OPINION: Guillermo del Toro’s ‘Pinocchio’ revels in classic tale’s dark side

Courtesy photo of Netflix

Courtesy photo of Netflix

Few movies are so overwhelming in their scenery and style that they make my heart race while sitting down. The bright Australian city life in Shannon Murphy’s “Babyteeth” and the bleak rolling hills of nihilism found in Werner Herzog’s catalog come to mind. A new addition to the list: the painstakingly detailed and wondrous world of “Guillermo del Toro’s Pinocchio.”

The film is far more dark and textured than the 1940 original. Life happens in its lush forests that invite all onto its sloping paths and its village that is being quietly washed over by the unrelenting hand of Benito Mussolini and his podestà.

It embraces the grunginess of stop-motion animation and a country mangled by the hands of war and, more directly, by Mussolini, who is rightfully spared no love by a film that enables ordinary people to spit in the face of facism.

But, much like del Toro’s two other films about facism and children of war, “Pinocchio” is about more than war. It is about grief, loss, dying and about how to cope with all of those things as you try your best in fighting against them.

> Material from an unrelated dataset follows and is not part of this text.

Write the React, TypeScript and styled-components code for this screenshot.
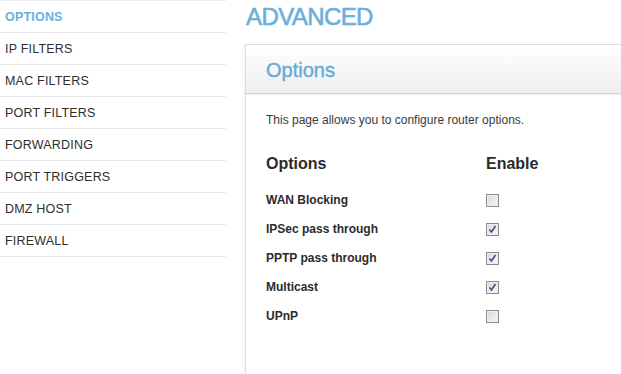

Geppetto is a woodworker in a small Italian town who loves no one and nothing more than his son, Carlo. After he tragically loses his boy, Geppetto isolates himself and festers in his grief.

There is a heavy emphasis on the idea of a “burden” and how heavy grief hangs onto you for the rest of your days. You get to physically see it on Geppetto as the inner corners of his eyes darken and his back is permanently hunched over.

After years and years of this, he decides that if God won’t bring his son back to him, he’ll just carve him out of wood. The physicality of the woodworking process seen here is more than impressive and carves out an image of anger empowered by deep, unfiltered sadness.

Del Toro grapples with religion in a non-partisan way apart from the fact that the Catholic Church as an institution quietly sides with Mussolini and his regime continuously throughout the film. Everyday Catholics simply exist and whatever glimpse of the afterlife we see is glaringly not Christian.

The traditionally dubbed Blue Fairy appears here as some Biblically accurate angel but she is a sprite that is akin to a god of some sort. She certainly enacts upon a common godly misunderstanding of human affairs as she gifts Pinocchio with life in order to make Gepetto happy again.

A stunning masterpiece, “Guillermo del Toro’s Pinocchio” asks you to deeply examine both its good and bad as it leaves its beating heart on display. It’s an endearing and enduring tale about living a life and dying a death.